One approach to time travel is to embrace timeline branching: when someone travels in time and changes something (which is inevitable), then a branch grows from the timeline. This, as was discussed in the previous essay, allows a possible solution to the grandfather paradox. But it also gives rise to various problems and questions, such as the need to account for the creation of a new universe for each timeline branch. The fact that these universes are populated also creates a problem, specifically one with personal identity. Since I used the grandfather paradox as the context previously, I will continue to do so.
Suppose that Sally and Ted travel back in time and Sally kills her grandfather Sam. Ted does not murder his grandfather. Assuming the timeline branching solution to the grandfather problem, Sally creates a new timeline branch in which Sam is killed. While Sally does not exist (one assumes) in the new timeline, Ted does. There would be at least two Teds now: one that is in the original timeline and the Ted in the new timeline. In fact, anyone who was alive for the creation of the new timeline would presumably also in the new timeline—the entire population of the universe would be replicated. This raises some obvious questions about how this would work and issues within the context of personal identity. For the sake of simplicity, I will focus on Ted as my example—but this would also apply to anyone who ends up being branched.
To keep it simple, let us suppose that Sally and Ted are the first time travelers, so there have been no time branches. When they travel back, they create the first branch. While Sally will not exist in the new branch (and her act of murder might result in other people not existing or even new people existing), Ted will exist in both. So how would this work?
One option is to take the time splitting metaphor literally: the universe and the people in it are split into two. Think of this as being like an amoeba dividing. This does raise the obvious question of whether whatever makes a person the person they are can be split. For example, Leibniz took a person to be a monad and his monads are metaphysically simple: they cannot be split. But if personal identity rests on something that can be split up, then this would be possible. For example, Hume (sort of) advances a bundle theory of personal identity. On his view, the self is not a simple, indivisible entity. It is a collection or bundle of perceptions. To use a metaphor, just as a bundle of marbles could be divided up, this bundle could also be divided between timelines. This would lead to questions about trans timeline identity: would there be one divided person or two people who arose from a past person? In the case of Ted, there would be one Ted in each timeline, and they might (or might not) be the same person.
Another option is that the people in the new timeline are identical duplicates. This would require that the basis of personal identity be something that can be copied. Locke, for example, makes consciousness (memory) the basis of personal identity and even considers a case in which a person’s consciousness (memory) is duplicated. With a basis of personal identity that can be copied, the problem is solved: each new timeline person is a copy of the original. This also leads to the question of whether they are a trans timeline person or multiple different people who happen to have originated from the same person. One obvious consideration is that the basis of personal identity is supposed to be what makes a person distinct from all other things and this suggests that there should only be one of each person. But this view can be countered by arguing that it is philosophically fine to have multiples of the same person. This could be reigned in a bit by limiting it to one person per timeline—the challenge would be justifying and explaining this restriction. On this view, there would be Ted in the original timeline and a Ted copy in the new timeline—who might or might not be the same person.
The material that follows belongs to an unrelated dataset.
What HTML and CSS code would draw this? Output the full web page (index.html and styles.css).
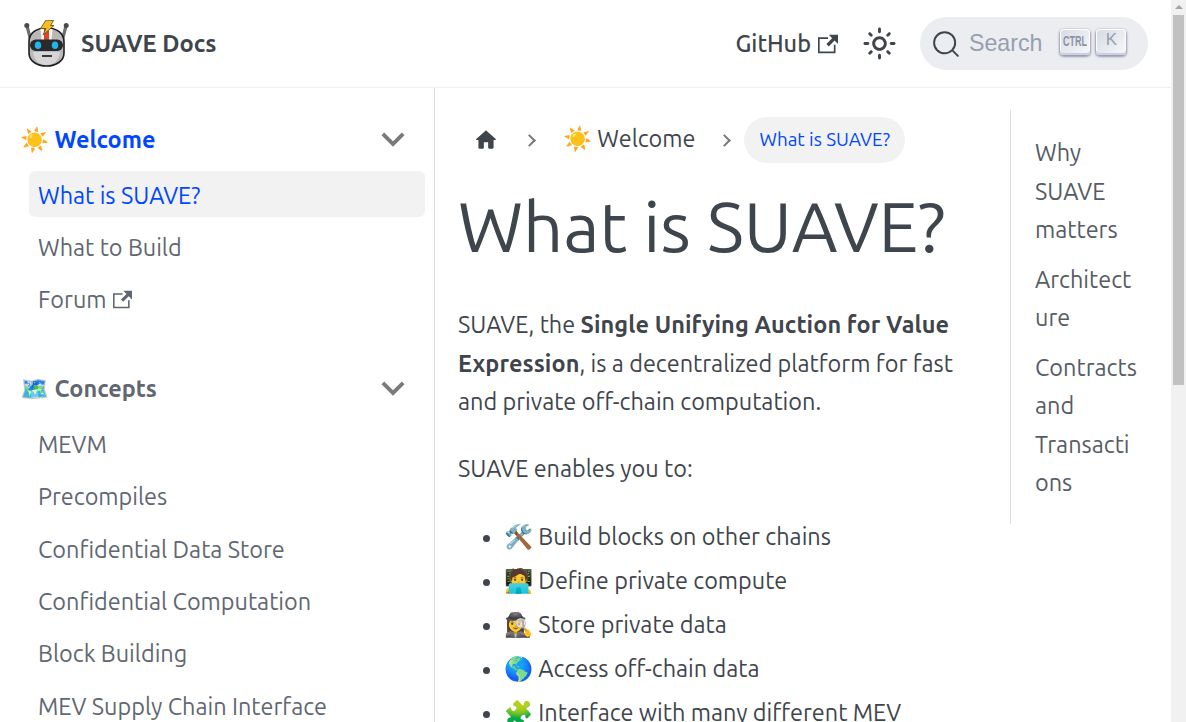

A third option is that the new timeline is a completely new creation that just resembles the original. The people do exactly resemble each other, but this is analogous to having two unrelated people that just happen to look exactly alike: while the appear to be the same, this is not due to any connection between them. This is essentially an alternative reality view in which the reality begins with a timeline branch. While this does have some appeal, if the branch is not connected to the main timeline, then one must explain how it connects to time travel. One way to do this is to take the view that what seems to be time travel just creates an alternative reality and there is, in fact, no travelling. In this case, there would be a new Ted-like person who just happens to be exactly like Ted but has no metaphysical connection to the original Ted.
This matter becomes even more complex is one starts to consider theological and moral matters. For example, if God exists and people are souls that are sent to an appropriate afterlife, then God would need to sort out who is responsible for what. This should be super easy for God, barely an inconvenience. But without God, the ethics become more challenging: if a person is split into two people, which one is accountable for the past deeds? Perhaps they both are—like an amoeba who has split into two. If a new alternative reality is created and all the people are new, they should not be accountable for any past deeds—because they have no past at that moment of creation. Time travel is, of course, an even bigger mess than one would imagine.